5 Steps To Build A Positive Personal Brand On Facebook Interns Over 40
Promote Your Page Too
Unless you’ve been living under a rock, it’s no mystery that social media is on the rise. Social media has become more than just a pastime for teenagers and college students, and it’s now more important than ever to get in the mix of viewing and sharing user-generated content. In 2011, major social networking platforms (i.e., Facebook, Twitter, and Google+) saw a growth of 86% new users. 2012 won’t be seeing the same growth rate, but instead there will be an increase in user engagement. With increased engagement, you can bet employers will be focusing more on social media to hire future employees.
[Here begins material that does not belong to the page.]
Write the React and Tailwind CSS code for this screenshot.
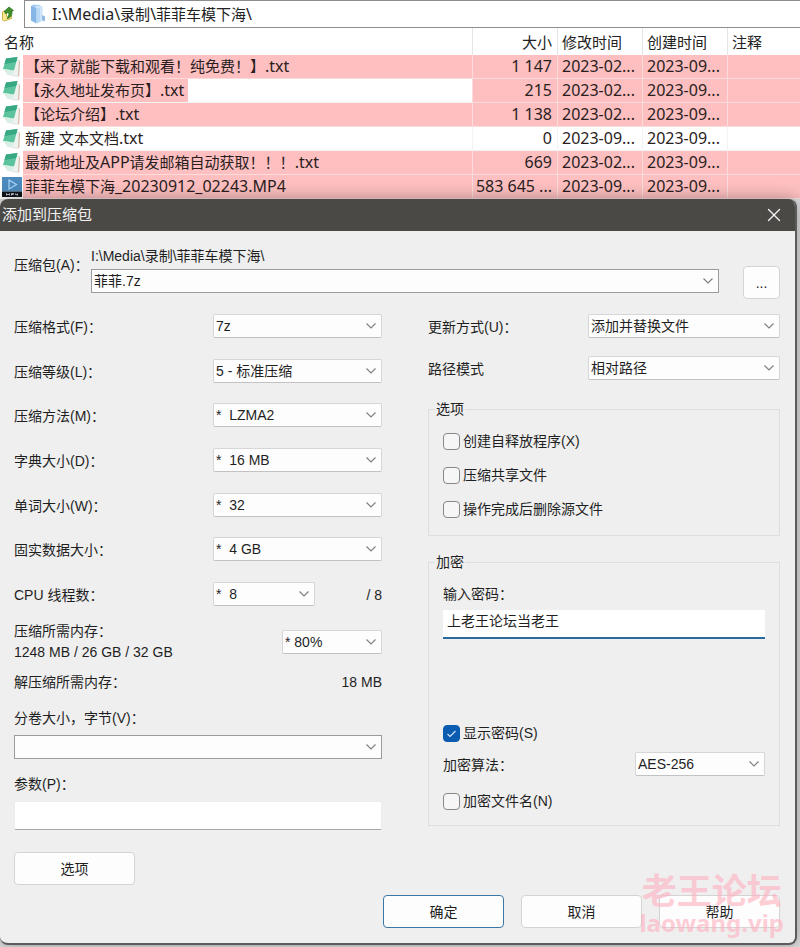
import { useState } from 'react'
import { X } from 'lucide-react'

const FILES = [
  { name: '【来了就能下载和观看！纯免费！】.txt', size: '1 147', modified: '2023-02...', created: '2023-09...', icon: 'txt', tone: 'full' },
  { name: '【永久地址发布页】.txt', size: '215', modified: '2023-02...', created: '2023-09...', icon: 'txt', tone: 'text' },
  { name: '【论坛介绍】.txt', size: '1 138', modified: '2023-02...', created: '2023-09...', icon: 'txt', tone: 'full' },
  { name: '新建 文本文档.txt', size: '0', modified: '2023-09...', created: '2023-09...', icon: 'txt', tone: 'none' },
  { name: '最新地址及APP请发邮箱自动获取！！！.txt', size: '669', modified: '2023-02...', created: '2023-09...', icon: 'txt', tone: 'full' },
  { name: '菲菲车模下海_20230912_02243.MP4', size: '583 645 ...', modified: '2023-09...', created: '2023-09...', icon: 'mp4', tone: 'full' },
]

const LEFT_FIELDS = [
  { id: 'format', label: '压缩格式(F)：', value: '7z' },
  { id: 'level', label: '压缩等级(L)：', value: '5 - 标准压缩' },
  { id: 'method', label: '压缩方法(M)：', value: '*\u00a0 LZMA2' },
  { id: 'dict', label: '字典大小(D)：', value: '*\u00a0 16 MB' },
  { id: 'word', label: '单词大小(W)：', value: '*\u00a0 32' },
  { id: 'solid', label: '固实数据大小：', value: '*\u00a0 4 GB' },
]

// Latin runs are set one pixel larger than the Chinese ones.
function Mixed({ text }) {
  return text.split(/([\x21-\x7e]+)/).map((part, i) =>
    i % 2 ? (
      <span key={i} className="text-[16px]">
        {part}
      </span>
    ) : (
      part
    ),
  )
}

function UpIcon() {
  return (
    <svg viewBox="0 0 16 18" className="mr-2 h-[18px] w-4">
      <path d="M2.500 7l4-1.500v6l5-1v3l-7 2.500-2-1z" fill="#f5e88e" stroke="#cdb548" strokeWidth="1" />
      <path d="M5 8.500V6.500H4L9 2l4.500 3.500-1.500.5c.3 4.500-1.500 7-5 7.500 1.500-1.500 2-3.500 1.800-6z" fill="#3f8f2c" stroke="#256d1c" strokeWidth=".7" />
    </svg>
  )
}

function FolderIcon() {
  return (
    <svg viewBox="0 0 18 22" className="h-[22px] w-[18px]">
      <path d="M2 3l2-1.500 7 .5v14l-3 4-6-2.500z" fill="#a9cdf0" />
      <path d="M6 3.500l6-1 1.500 1V18L8 20.500l-2-2z" fill="#cfe4f8" />
      <path d="M2 3l5.500 2v15.500L2 17.500z" fill="#86b6e6" />
      <path d="M7.500 6L11 4.500V18l-3.500 2.500z" fill="#b9d8f5" />
      <path d="M13 12l3 1.500v5L13 17z" fill="#8fb9e2" />
    </svg>
  )
}

function FileIcon({ kind }) {
  if (kind === 'mp4') {
    return (
      <svg viewBox="0 0 20 20" className="h-5 w-5">
        <rect width="20" height="14.500" fill="#4c8abd" />
        <rect y="14.500" width="20" height="5.500" fill="#10151b" />
        <path d="M7 3l7.500 4.500L7 12z" fill="none" stroke="#a9d4f5" strokeWidth="1.200" />
        <path d="M4.500 18.500v-2L6 18l1.500-1.500v2M9.500 18.500v-2h2v1h-2M13.500 16.500v1.200H16M15.300 16.500v2" fill="none" stroke="#dfe5ea" strokeWidth=".8" />
      </svg>
    )
  }
  return (
    <svg viewBox="0 0 20 22" className="h-[22px] w-5">
      <path d="M15 3l2.500 1.500-1 15-2 1L5 18z" fill="#eef3ef" stroke="#cfd5d0" strokeWidth=".6" />
      <path d="M17 4.500l1 .5-.8 15-1.200.5z" fill="#d8b7a6" />
      <path d="M4 2.500L15.500 1l-3.500 13.500L1 13z" fill="#5cc39c" />
      <path d="M4 2.500L15.500 1l-1.300 5L2.500 8z" fill="#38a883" />
      <path d="M1 13l11 1.500-1 4-6.500-1.500z" fill="#d5efe4" />
    </svg>
  )
}

function Select({ id, value, className, strong }) {
  return (
    <div className={`relative h-6 ${className}`}>
      <select
        id={id}
        defaultValue={value}
        className={`block h-full w-full appearance-none border bg-[#fdfdfd] pr-7 pl-0.5 leading-5 outline-none ${
          strong ? 'border-[#9b9b9b]' : 'rounded-[2px] border-[#d6d6d6] border-b-[#c2c2c2]'
        }`}
      >
        <option value={value}>{value}</option>
      </select>
      <svg viewBox="0 0 12 8" className="pointer-events-none absolute top-2 right-[5px] h-2 w-3">
        <path d="M1.500 1.500L6 6l4.500-4.500" fill="none" stroke="#808080" strokeWidth="1.200" />
      </svg>
    </div>
  )
}

function Check({ label, defaultChecked = false }) {
  const [on, setOn] = useState(defaultChecked)
  return (
    <label className="flex h-5 items-center gap-[3px]">
      <span className="relative h-[17px] w-[17px]">
        <input
          type="checkbox"
          checked={on}
          onChange={(e) => setOn(e.target.checked)}
          className="block h-full w-full appearance-none rounded-[4px] border border-[#888] bg-[#f6f6f6] checked:border-[#0a5cb0] checked:bg-[#0a5cb0]"
        />
        {on && (
          <svg viewBox="0 0 17 17" className="pointer-events-none absolute inset-0">
            <path d="M4.500 9l2.500 2.500 5.500-5.500" fill="none" stroke="#d8e8f8" strokeWidth="1.100" />
          </svg>
        )}
      </span>
      {label}
    </label>
  )
}

function Button({ children, primary, className = 'w-[121px]' }) {
  return (
    <button
      type="button"
      className={`h-[33px] rounded-[4px] border bg-[#fdfdfd] ${className} ${
        primary ? 'border-[#3a78a8]' : 'border-[#d4d4d4]'
      }`}
    >
      {children}
    </button>
  )
}

function FileList() {
  return (
    <table className="w-full table-fixed border-separate border-spacing-0 text-[15px] leading-[23px] text-[#2a1d1d]">
      <colgroup>
        <col className="w-[23px]" />
        <col />
        <col className="w-[85px]" />
        <col className="w-[85px]" />
        <col className="w-[85px]" />
        <col className="w-[73px]" />
      </colgroup>
      <thead>
        <tr className="h-[27px] text-left text-[#222] [&>th]:p-0 [&>th]:pt-0.5 [&>th]:font-normal">
          <th colSpan={2}>
            <span className="pl-1">名称</span>
          </th>
          <th className="border-l border-[#e5e5e5] text-right">
            <span className="pr-[5px]">大小</span>
          </th>
          <th className="border-l border-[#e5e5e5]">
            <span className="pl-1">修改时间</span>
          </th>
          <th className="border-l border-[#e5e5e5]">
            <span className="pl-1">创建时间</span>
          </th>
          <th className="border-l border-[#e5e5e5]">
            <span className="pl-1">注释</span>
          </th>
        </tr>
      </thead>
      <tbody>
        {FILES.map((file) => {
          const cell = file.tone === 'none' ? 'border-[#f3f3f3]' : 'border-[#fbdcdc] bg-[#fdbfc0]'
          return (
            <tr key={file.name} className="h-6 whitespace-nowrap">
              <td className="p-0 pl-[2px]">
                <FileIcon kind={file.icon} />
              </td>
              <td className={`border-b p-0 ${file.tone === 'full' ? 'border-[#fbdcdc] bg-[#fdbfc0]' : 'border-[#f3f3f3]'}`}>
                <span className={`block h-[23px] w-fit pr-1 pl-0.5 ${file.tone === 'text' ? 'bg-[#fdbfc0]' : ''}`}>
                  <Mixed text={file.name} />
                </span>
              </td>
              <td className={`border-b border-l p-0 pr-[5px] text-right text-[16px] ${cell}`}>{file.size}</td>
              <td className={`border-b border-l p-0 pl-1 text-[16px] ${cell}`}>{file.modified}</td>
              <td className={`border-b border-l p-0 pl-1 text-[16px] ${cell}`}>{file.created}</td>
              <td className={`border-b border-l p-0 ${cell}`} />
            </tr>
          )
        })}
      </tbody>
    </table>
  )
}

function LeftColumn() {
  return (
    <div>
      <div className="flex h-[292px] flex-col justify-between">
        {LEFT_FIELDS.map((f) => (
          <div key={f.id} className="flex items-center justify-between">
            <label htmlFor={f.id} className="pt-0.5">
              {f.label}
            </label>
            <Select id={f.id} value={f.value} className="w-[169px]" />
          </div>
        ))}
        <div className="flex items-center">
          <label htmlFor="threads" className="flex-1 pt-0.5">
            CPU 线程数：
          </label>
          <Select id="threads" value={'*\u00a0 8'} className="w-[102px]" />
          <span className="w-[67px] pt-0.5 text-right">/ 8</span>
        </div>
      </div>

      <div className="mt-[15px] flex items-center justify-between">
        <label htmlFor="memory" className="leading-[21px]">
          压缩所需内存：
          <br />
          1248 MB / 26 GB / 32 GB
        </label>
        <Select id="memory" value="* 80%" className="w-[100px]" />
      </div>
      <div className="mt-[9px] flex justify-between">
        <span>解压缩所需内存：</span>
        <span>18 MB</span>
      </div>

      <label htmlFor="volume" className="mt-4 block">
        分卷大小，字节(V)：
      </label>
      <Select id="volume" value="" strong className="mt-[7px] w-full" />
      <label htmlFor="params" className="mt-[15px] block">
        参数(P)：
      </label>
      <input
        id="params"
        className="mt-[7px] block h-[29px] w-full rounded-[2px] border border-[#ececec] border-b-[#a8a8a8] bg-white px-1 outline-none"
      />
      <Button className="mt-[22px] block w-[121px]">选项</Button>
    </div>
  )
}

function RightColumn() {
  return (
    <div>
      <div className="flex items-center justify-between">
        <label htmlFor="update" className="pt-0.5">
          更新方式(U)：
        </label>
        <Select id="update" value="添加并替换文件" className="w-[192px]" />
      </div>
      <div className="mt-[18px] flex items-center justify-between">
        <label htmlFor="paths" className="pt-0.5">
          路径模式
        </label>
        <Select id="paths" value="相对路径" className="w-[192px]" />
      </div>

      <fieldset className="mt-[19px] border border-[#dedede] px-[14px] pt-3 pb-4">
        <legend className="-ml-2 px-px">选项</legend>
        <div className="flex flex-col gap-[14px]">
          <Check label="创建自释放程序(X)" />
          <Check label="压缩共享文件" />
          <Check label="操作完成后删除源文件" />
        </div>
      </fieldset>

      <fieldset className="mt-4 border border-[#dedede] px-[14px] pt-3 pb-[14px]">
        <legend className="-ml-2 px-px">加密</legend>
        <label htmlFor="password" className="block">
          输入密码：
        </label>
        <input
          id="password"
          defaultValue="上老王论坛当老王"
          className="mt-1.5 block h-[29px] w-full border-b-2 border-[#2c6a9c] bg-white px-1 pb-[7px] outline-none"
        />
        <div className="mt-[84px]">
          <Check label="显示密码(S)" defaultChecked />
        </div>
        <div className="mt-[9px] flex items-center justify-between">
          <label htmlFor="cipher" className="pt-0.5">
            加密算法：
          </label>
          <Select id="cipher" value="AES-256" className="w-[130px]" />
        </div>
        <div className="mt-[15px]">
          <Check label="加密文件名(N)" />
        </div>
      </fieldset>
    </div>
  )
}

export default function App() {
  return (
    <div className="bg-[#dedede] pb-0.5 font-['Noto_Sans','Noto_Sans_CJK_SC',sans-serif]">
      <div className="bg-white">
        <div className="flex h-7 items-center">
          <div className="flex w-6 justify-center">
            <UpIcon />
          </div>
          <div className="flex h-full flex-1 items-center gap-[5px] border-y border-l border-[#8c8c8c] pl-1 text-[15px] text-[#222]">
            <FolderIcon />
            <span>
              <Mixed text="I:\Media\录制\菲菲车模下海\" />
            </span>
          </div>
        </div>
        <FileList />
      </div>

      <div className="relative mr-[3px] overflow-hidden rounded-[8px] border-r-2 border-b-2 border-[#5c5c5c] bg-[#efefef] font-['Liberation_Sans','Noto_Sans_CJK_SC',sans-serif] text-[14px] leading-5 text-[#1f1f1f] shadow-[0_0_16px_rgba(0,0,0,0.35)]">
        <div className="flex h-8 items-center justify-between bg-[#4b4946] pr-[10px] pl-[2px] text-[15px] text-[#f2f2f2]">
          <h1>添加到压缩包</h1>
          <button type="button" aria-label="关闭">
            <X className="h-[22px] w-[22px]" strokeWidth={1.5} />
          </button>
        </div>

        <form className="pt-[15px] pr-[15px] pb-[15px] pl-[14px]">
          <div className="flex items-start">
            <label htmlFor="archive" className="mt-[9px] w-[77px]">
              压缩包(A)：
            </label>
            <div className="flex-1">
              <div>I:\Media\录制\菲菲车模下海\</div>
              <Select id="archive" value="菲菲.7z" strong className="mt-[3px] w-full" />
            </div>
            <Button className="mt-5 ml-6 w-[37px]">...</Button>
          </div>

          <div className="mt-[15px] grid grid-cols-[368fr_352fr] gap-x-[46px]">
            <LeftColumn />
            <RightColumn />
          </div>

          <div className="mt-[10px] flex justify-end gap-[17px]">
            <Button primary>确定</Button>
            <Button>取消</Button>
            <Button>帮助</Button>
          </div>
        </form>

        <div className="pointer-events-none absolute right-[11px] bottom-1 flex flex-col items-center font-bold text-[#ffb0bf] opacity-60">
          <span className="font-['Noto_Sans_CJK_SC',sans-serif] text-[35px] leading-9">老王论坛</span>
          <span className="font-['Noto_Sans',sans-serif] text-[24px] leading-8">laowang.vip</span>
        </div>
      </div>
    </div>
  )
}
So with that being said, how does one go about finding a job using Facebook?
For those who are new to Facebook, one thing you should decide early on is whether to use it primarily for professional networking or social networking. It is said that Facebook and business don’t mix well. Many younger job-seekers change their online names or deactivate their profiles to hide inappropriate personal content. Still, Facebook is notorious for having confusing privacy controls, so in order to maintain a professional profile, it’s best to always be conscientious of posting only content that you would want a future employer to see. Here, we will show you the first steps of creating a Facebook profile for professional networking.
- Show your best face.
When you first sign up on Facebook, one thing that will be stressed is to upload a photo of yourself. This is the most basic part, as the name “Facebook” originates from what is literally a book of headshots that is traditionally handed out at universities to identify new students. Find a good quality, semi-professional photo of yourself and use it as your main profile picture. This photo is the gateway to your profile and is the first thing a user will see when you add them to your network.
- Fill out your personal info.
This is all the information that is displayed on the About tab of your profile. Many people now find out more about someone by looking at their Facebook profile than actually talking to them in person, and you can use this to your advantage. Filling out sections like Work and Education, Living, and Contact Info are the most important because they give a person a quick and easy overview of your background and history.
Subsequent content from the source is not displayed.